WHAT IS EXPECTED — Return all of the data exactly as written, without the pictures.

PROVIDED MATERIAL —
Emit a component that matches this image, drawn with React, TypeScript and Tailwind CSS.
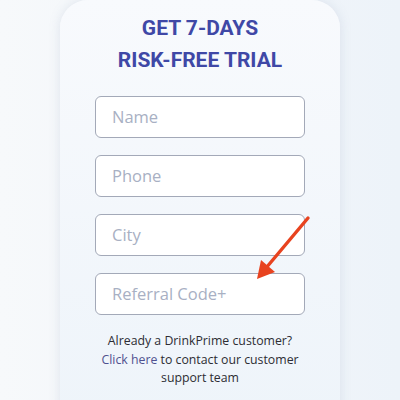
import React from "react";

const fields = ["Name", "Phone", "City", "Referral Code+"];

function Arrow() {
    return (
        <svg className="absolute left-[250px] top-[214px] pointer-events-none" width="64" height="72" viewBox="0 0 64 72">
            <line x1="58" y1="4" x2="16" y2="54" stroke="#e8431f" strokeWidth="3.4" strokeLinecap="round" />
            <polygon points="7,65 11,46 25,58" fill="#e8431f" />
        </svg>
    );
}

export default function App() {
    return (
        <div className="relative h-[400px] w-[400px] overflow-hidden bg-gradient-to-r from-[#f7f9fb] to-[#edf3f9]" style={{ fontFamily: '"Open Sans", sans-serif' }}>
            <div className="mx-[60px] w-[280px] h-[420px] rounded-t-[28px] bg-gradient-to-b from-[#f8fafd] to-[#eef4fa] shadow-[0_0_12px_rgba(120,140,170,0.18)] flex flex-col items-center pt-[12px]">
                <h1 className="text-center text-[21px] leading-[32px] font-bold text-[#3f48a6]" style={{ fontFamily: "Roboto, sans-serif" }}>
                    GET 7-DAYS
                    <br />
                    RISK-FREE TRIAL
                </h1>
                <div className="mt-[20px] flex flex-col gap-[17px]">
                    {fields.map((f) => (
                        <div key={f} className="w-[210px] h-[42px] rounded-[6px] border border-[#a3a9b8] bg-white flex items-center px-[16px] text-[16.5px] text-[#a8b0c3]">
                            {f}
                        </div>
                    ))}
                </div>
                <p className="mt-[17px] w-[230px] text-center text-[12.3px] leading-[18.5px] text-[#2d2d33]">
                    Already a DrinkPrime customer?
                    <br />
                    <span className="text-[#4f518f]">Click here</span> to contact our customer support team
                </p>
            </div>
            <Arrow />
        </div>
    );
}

FULL OUTPUT —
Emit a component that matches this image, drawn with React, TypeScript and Tailwind CSS.
import React from "react";

const fields = ["Name", "Phone", "City", "Referral Code+"];

function Arrow() {
    return (
        <svg className="absolute left-[250px] top-[214px] pointer-events-none" width="64" height="72" viewBox="0 0 64 72">
            <line x1="58" y1="4" x2="16" y2="54" stroke="#e8431f" strokeWidth="3.4" strokeLinecap="round" />
            <polygon points="7,65 11,46 25,58" fill="#e8431f" />
        </svg>
    );
}

export default function App() {
    return (
        <div className="relative h-[400px] w-[400px] overflow-hidden bg-gradient-to-r from-[#f7f9fb] to-[#edf3f9]" style={{ fontFamily: '"Open Sans", sans-serif' }}>
            <div className="mx-[60px] w-[280px] h-[420px] rounded-t-[28px] bg-gradient-to-b from-[#f8fafd] to-[#eef4fa] shadow-[0_0_12px_rgba(120,140,170,0.18)] flex flex-col items-center pt-[12px]">
                <h1 className="text-center text-[21px] leading-[32px] font-bold text-[#3f48a6]" style={{ fontFamily: "Roboto, sans-serif" }}>
                    GET 7-DAYS
                    <br />
                    RISK-FREE TRIAL
                </h1>
                <div className="mt-[20px] flex flex-col gap-[17px]">
                    {fields.map((f) => (
                        <div key={f} className="w-[210px] h-[42px] rounded-[6px] border border-[#a3a9b8] bg-white flex items-center px-[16px] text-[16.5px] text-[#a8b0c3]">
                            {f}
                        </div>
                    ))}
                </div>
                <p className="mt-[17px] w-[230px] text-center text-[12.3px] leading-[18.5px] text-[#2d2d33]">
                    Already a DrinkPrime customer?
                    <br />
                    <span className="text-[#4f518f]">Click here</span> to contact our customer support team
                </p>
            </div>
            <Arrow />
        </div>
    );
}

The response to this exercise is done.